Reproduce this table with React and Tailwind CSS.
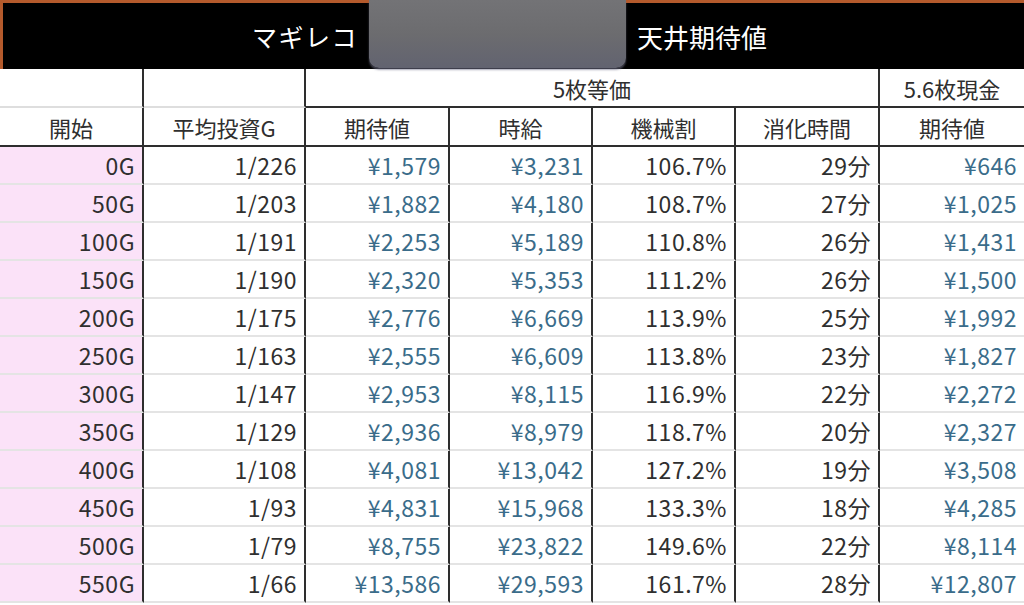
const rows = [
  ["0G", "1/226", "¥1,579", "¥3,231", "106.7%", "29分", "¥646"],
  ["50G", "1/203", "¥1,882", "¥4,180", "108.7%", "27分", "¥1,025"],
  ["100G", "1/191", "¥2,253", "¥5,189", "110.8%", "26分", "¥1,431"],
  ["150G", "1/190", "¥2,320", "¥5,353", "111.2%", "26分", "¥1,500"],
  ["200G", "1/175", "¥2,776", "¥6,669", "113.9%", "25分", "¥1,992"],
  ["250G", "1/163", "¥2,555", "¥6,609", "113.8%", "23分", "¥1,827"],
  ["300G", "1/147", "¥2,953", "¥8,115", "116.9%", "22分", "¥2,272"],
  ["350G", "1/129", "¥2,936", "¥8,979", "118.7%", "20分", "¥2,327"],
  ["400G", "1/108", "¥4,081", "¥13,042", "127.2%", "19分", "¥3,508"],
  ["450G", "1/93", "¥4,831", "¥15,968", "133.3%", "18分", "¥4,285"],
  ["500G", "1/79", "¥8,755", "¥23,822", "149.6%", "22分", "¥8,114"],
  ["550G", "1/66", "¥13,586", "¥29,593", "161.7%", "28分", "¥12,807"],
]

const blueCols = [2, 3, 6]

export default function App() {
  return (
    <div
      className="w-[1024px] h-[605px] overflow-hidden bg-white text-[#2f2f2f]"
      style={{ fontFamily: '"Noto Sans CJK JP", "Noto Sans", sans-serif' }}
    >
      {/* title bar */}
      <div className="relative h-[69px] bg-black border-t-[3px] border-l-[3px] border-[#b45a2c] flex items-center justify-center gap-[11px] pr-[8px]">
        <span className="text-white text-[25px] tracking-[1.5px] pt-[1px]">マギレコ</span>
        <div className="w-[257px] h-[68px] -mt-[3px] self-start rounded-b-[10px] bg-gradient-to-b from-[#737376] via-[#6c6c6f] to-[#626370] shadow-[0_2px_2px_rgba(110,110,135,0.6)]" />
        <span className="text-white text-[26px] pt-[1px]">天井期待値</span>
      </div>

      {/* table */}
      <div className="grid grid-cols-[144px_162px_144px_143px_143px_144px_1fr] text-[22px] leading-none">
        {/* header row 1 */}
        <div className="h-[39px] border-r-2 border-r-[#2e2e2e] border-b-2 border-b-[#dedede]" />
        <div className="h-[39px] border-r-2 border-r-[#2e2e2e] border-b-2 border-b-[#dedede]" />
        <div className="col-span-4 h-[39px] border-r-2 border-b-2 border-[#2e2e2e] flex items-center justify-center">
          5枚等価
        </div>
        <div className="h-[39px] border-b-2 border-[#2e2e2e] flex items-center justify-center">5.6枚現金</div>

        {/* header row 2 */}
        {["開始", "平均投資G", "期待値", "時給", "機械割", "消化時間", "期待値"].map((h, i) => (
          <div
            key={h + i}
            className={
              "h-[39px] border-b-2 border-[#2e2e2e] flex items-center justify-center " +
              (i < 6 ? "border-r-2" : "")
            }
          >
            {h}
          </div>
        ))}

        {/* data rows */}
        {rows.map((r) =>
          r.map((v, i) => (
            <div
              key={r[0] + i}
              className={
                "h-[38px] border-b-2 border-b-[#e4e4e4] flex items-center justify-end pr-[7px] text-[23px] tracking-[0.5px] " +
                (i < 6 ? "border-r-2 border-r-[#2e2e2e] " : "") +
                (i === 0 ? "bg-[#fbe2f8] " : "") +
                (blueCols.includes(i) ? "text-[#3a6c8a]" : "")
              }
            >
              {v}
            </div>
          ))
        )}
      </div>
    </div>
  )
}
---
▶ Aim: Each line of the material that holds the string "table" counts once; give the total alone.

▶ Answer to this exercise: 2